Despite showing the ability to be a starting-caliber wide receiver in limited opportunities from 2012–2014, Matthews was never truly given the chance to show what he can do on a full-time basis. That all changed in 2015—more by necessity than anything else—when first round pick DeVante Parker had a setback with a lingering foot injury that prevented him from starting until Week 13.
Before going down with a rib injury in Week 12 that kept him out the final five games of the season, Matthews posted an impressive 43 receptions, 662 receiving yards, and four touchdowns, finishing the season as PFF’s 35th-ranked WR. The Tennessee Titans rewarded his efforts with a three-year, $15 million contract in free agency.
Matthews appears to be a great fit with quarterback Marcus Mariota, who is coming off an impressive rookie season of his own.
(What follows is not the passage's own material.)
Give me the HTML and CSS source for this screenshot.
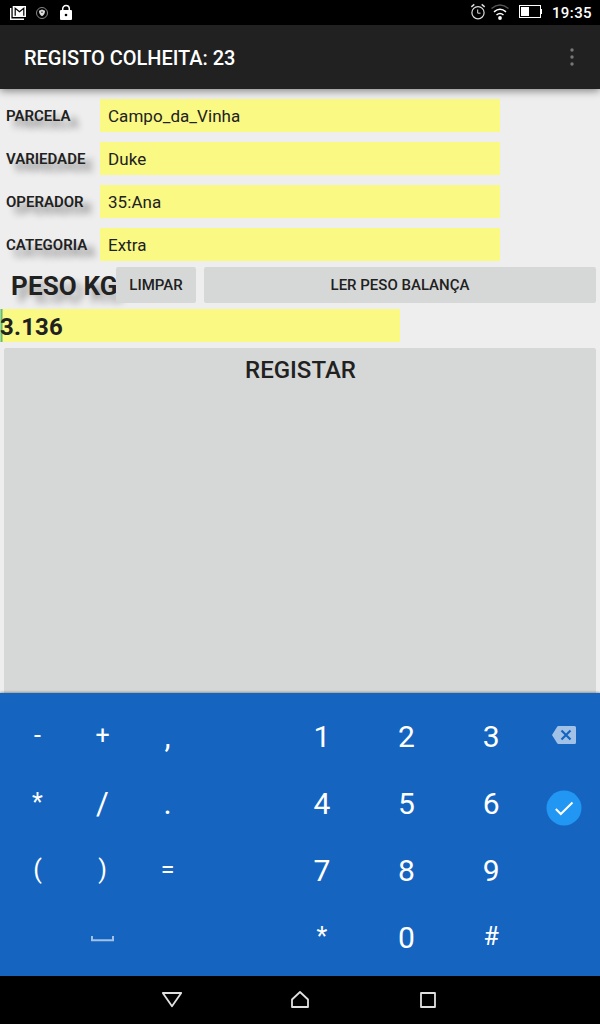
FILE: index.html
```
<!DOCTYPE html>
<html lang="pt">
<head>
<meta charset="utf-8">
<title>Registo Colheita</title>
<link rel="stylesheet" href="styles.css">
</head>
<body>
<header class="status">
  <svg class="status-left" width="80" height="25" viewBox="0 0 80 25">
    <path d="M10.700 8v11.300H24" fill="none" stroke="#fff" stroke-width="1.400"/>
    <path d="M12.700 6H26v11H12.700z" fill="#fff"/>
    <path d="M15.200 15.800V8.200l4.300 3.600 4.300-3.600v7.600" fill="none" stroke="#000" stroke-width="1.200"/>
    <circle cx="42" cy="13" r="5.500" fill="none" stroke="#aaa" stroke-width=".8"/>
    <path d="M42 9.500l3 1.200c0 2.700-1 4.300-3 5.500-2-1.200-3-2.800-3-5.500z" fill="#ddd"/>
    <path d="M41 11.500h2v1.500h-2z" fill="#777"/>
    <path d="M62.700 11V8.800a3.300 3.300 0 0 1 6.600 0V11" fill="none" stroke="#fff" stroke-width="1.500"/>
    <rect x="60" y="10" width="12" height="10" rx="1" fill="#fff"/>
    <circle cx="66" cy="15" r="1.300" fill="#000"/>
  </svg>
  <div class="status-right">
    <svg width="76" height="25" viewBox="468 0 76 25">
      <g fill="none" stroke="#ddd">
        <circle cx="478" cy="12.700" r="6.100" stroke-width="1.200"/>
        <path d="M477.700 9.500v3.700h2.800"/>
        <path d="M471.300 6.800l3-2.400M484.700 6.800l-3-2.400" stroke-width="1.500"/>
      </g>
      <g fill="none" stroke="#fff" stroke-width="1.500">
        <path d="M491.500 8.500q8.500-7 17 0" stroke="#555"/>
        <path d="M494 11.800q6-5 12 0"/>
        <path d="M496.500 15q3.500-3 7 0"/>
      </g>
      <circle cx="500" cy="18" r="1.900" fill="#fff"/>
      <rect x="519.500" y="5.500" width="21" height="12" fill="none" stroke="#fff"/>
      <path d="M521 7h8v9h-8zM541 9h1v5h-1z" fill="#fff"/>
    </svg>
    <span class="clock">19:35</span>
  </div>
</header>
<div class="appbar">
  <h1 class="title">REGISTO COLHEITA: 23</h1>
  <svg width="8" height="24" viewBox="0 0 8 24" fill="#777"><circle cx="4" cy="5" r="1.700"/><circle cx="4" cy="12" r="1.700"/><circle cx="4" cy="19" r="1.700"/></svg>
</div>
<main class="content">
  <div class="fields">
    <div class="row"><span class="label">PARCELA</span><span class="field">Campo_da_Vinha</span></div>
    <div class="row"><span class="label">VARIEDADE</span><span class="field">Duke</span></div>
    <div class="row"><span class="label">OPERADOR</span><span class="field">35:Ana</span></div>
    <div class="row"><span class="label">CATEGORIA</span><span class="field">Extra</span></div>
  </div>
  <div class="actions">
    <div class="weight-label">PESO KG</div>
    <button class="btn clear">LIMPAR</button>
    <button class="btn read">LER PESO BALANÇA</button>
  </div>
  <div class="weight">3.136</div>
  <button class="btn submit">REGISTAR</button>
</main>
<section class="keyboard">
  <span class="sym">-</span><span class="sym">+</span><span class="sym large">,</span><span></span>
  <span>1</span><span>2</span><span>3</span>
  <span class="icon-key"><svg class="del" width="24" height="18" viewBox="0 0 24 18"><path d="M6.500 0H22.500Q24 0 24 1.500v15q0 1.500-1.500 1.500H6.500Q5.500 18 5 17L0 9l5-8q.5-1 1.500-1z" fill="#a2c1e6"/><path d="M9.500 4.500l9 9M18.500 4.500l-9 9" stroke="#1565c0" stroke-width="2.200"/></svg></span>
  <span class="sym">*</span><span class="sym large">/</span><span class="sym large">.</span><span></span>
  <span>4</span><span>5</span><span>6</span>
  <span class="icon-key"><svg class="ok" width="36" height="36" viewBox="0 0 36 36"><circle cx="18" cy="18" r="17.500" fill="#2196f3"/><path d="M9.800 19l5 5L26.500 12.500" fill="none" stroke="#fff" stroke-width="2"/></svg></span>
  <span class="sym">(</span><span class="sym">)</span><span class="sym">=</span><span></span>
  <span>7</span><span>8</span><span>9</span><span></span>
  <span></span>
  <span class="icon-key"><svg class="space" width="23" height="6" viewBox="0 0 23 6"><path d="M1 0v4.200h21V0" fill="none" stroke="#a2c1e6" stroke-width="2"/></svg></span>
  <span></span><span></span>
  <span class="sym">*</span><span>0</span><span class="sym">#</span><span></span>
</section>
<nav class="nav">
  <svg width="24" height="24" viewBox="0 0 24 24"><path d="M2.800 5h18.400L12 18.200z"/></svg>
  <svg width="24" height="24" viewBox="0 0 24 24"><path d="M4 19v-7.500L12 4l8 7.500V19z"/></svg>
  <svg width="24" height="24" viewBox="0 0 24 24"><path d="M5 5h14v14H5z"/></svg>
</nav>
</body>
</html>
```
FILE: styles.css
```
* { box-sizing: border-box; }
body {
  margin: 0;
  width: 600px;
  height: 1024px;
  overflow: hidden;
  display: flex;
  flex-direction: column;
  font-family: Roboto, sans-serif;
  color: #212121;
  background: #eee;
}
svg { display: block; }
.status {
  height: 25px;
  flex: none;
  background: #000;
  display: flex;
  justify-content: space-between;
}
.status-right { display: flex; padding-right: 8px; gap: 8px; }
.clock { color: #fff; font-size: 15px; font-weight: 500; line-height: 26px; letter-spacing: .4px; }
.appbar {
  height: 64px;
  flex: none;
  background: #212121;
  display: flex;
  align-items: center;
  justify-content: space-between;
  padding: 0 24px;
  box-shadow: 0 2px 8px rgba(0, 0, 0, .45);
  z-index: 1;
}
.title { margin: 0; padding-top: 2px; color: #fff; font-size: 20px; font-weight: 500; letter-spacing: -.03px; }
.content { height: 604px; flex: none; display: flex; flex-direction: column; padding-top: 10px; overflow: hidden; }
.fields { display: flex; flex-direction: column; gap: 10px; }
.row { display: flex; height: 33px; align-items: center; }
.label {
  width: 100px;
  padding-left: 6px;
  font-size: 15px;
  font-weight: 600;
  letter-spacing: 0;
  text-shadow: 8px 7px 7px rgba(0, 0, 0, .45);
}
.field {
  width: 400px;
  height: 33px;
  padding: 1px 8px 0;
  background: #f9f984;
  font-size: 17px;
  line-height: 33px;
  letter-spacing: .05px;
}
.actions { display: flex; height: 36px; margin-top: 6px; padding-right: 4px; }
.weight-label {
  width: 116px;
  padding-left: 11px;
  white-space: nowrap;
  font-size: 26px;
  font-weight: 700;
  line-height: 38px;
  letter-spacing: .15px;
  text-shadow: 7px 7px 7px rgba(0, 0, 0, .35);
}
.btn {
  border: 0;
  border-radius: 2px;
  padding: 0;
  background: #d6d8d7;
  color: #212121;
  font-family: inherit;
  font-size: 15px;
  font-weight: 500;
}
.clear { width: 80px; position: relative; }
.read { flex: 1; margin-left: 8px; }
.weight {
  width: 400px;
  height: 33px;
  margin-top: 6px;
  background: linear-gradient(90deg, #a9d77e 1px, #63b98c 1px 2px, #a9d77e 2px 3px, #f9f984 3px);
  font-size: 24px;
  font-weight: 700;
  line-height: 37px;
  letter-spacing: .2px;
}
.submit {
  flex: 1;
  margin: 6px 3px 0 4px;
  margin-right: 4px;
  padding: 8px 0 0 1px;
  display: flex;
  justify-content: center;
  align-items: flex-start;
  border-radius: 2px 2px 0 0;
  font-size: 24px;
}
.keyboard {
  height: 283px;
  flex: none;
  padding: 10px 0 0 5px;
  background: #1565c0;
  color: #fff;
  font-size: 30px;
  line-height: 67px;
  text-align: center;
  display: grid;
  grid-template-columns: 65px 65px 65px 79.500px 84.700px 84.700px 84.700px 60px;
  grid-template-rows: repeat(4, 67px);
  box-shadow: 0 -1px 2px rgba(0, 0, 0, .3);
}
.sym { font-size: 25px; line-height: 66px; }
.large { font-size: 31px; line-height: 67px; }
.icon-key { display: flex; align-items: center; justify-content: center; }
.ok { margin-top: 9px; }
.del { margin-top: -4px; }
.space { margin-top: 2px; }
.nav {
  flex: 1;
  background: #000;
  display: flex;
  justify-content: center;
  gap: 104px;
  padding-top: 12px;
}
.nav path { fill: none; stroke: #e0e0e0; stroke-width: 1.800; stroke-linejoin: round; }
```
As a wide receiver that does most of his damage over the middle of the field (71 percent of his total yards came from receptions in the middle of the field in 2015), Matthews should be a prime target for Mariota, who also thrives in this area (59 percent of his total passing yards came in the middle field, as well as 14-of-19 touchdown passes).
5. Karlos Dansby, ILB, Cincinnati Bengals
With the news that the league upheld Cincinnati Bengals linebacker Vontaze Burfict’s three-game suspension for an unnecessary hit to Steelers WR Antonio Brown in the playoffs, the Bengals suddenly found themselves scrambling for depth at the position.
Luckily for them, the Cleveland Browns cut veteran ILB Karlos Dansby this offseason, and the Bengals were able to sign him to a team-friendly, one-year, $1 million contract. Aside from filling in for Burfict to open the season, Dansby figures to provide—at the very least—quality depth at the position in 2016.
Although the 34-year-old is no longer the run defender he once was (ranked 66th among LBs in that facet of play last season), he is still an elite coverage linebacker, where he was PFF’s sixth-highest-graded LB in coverage.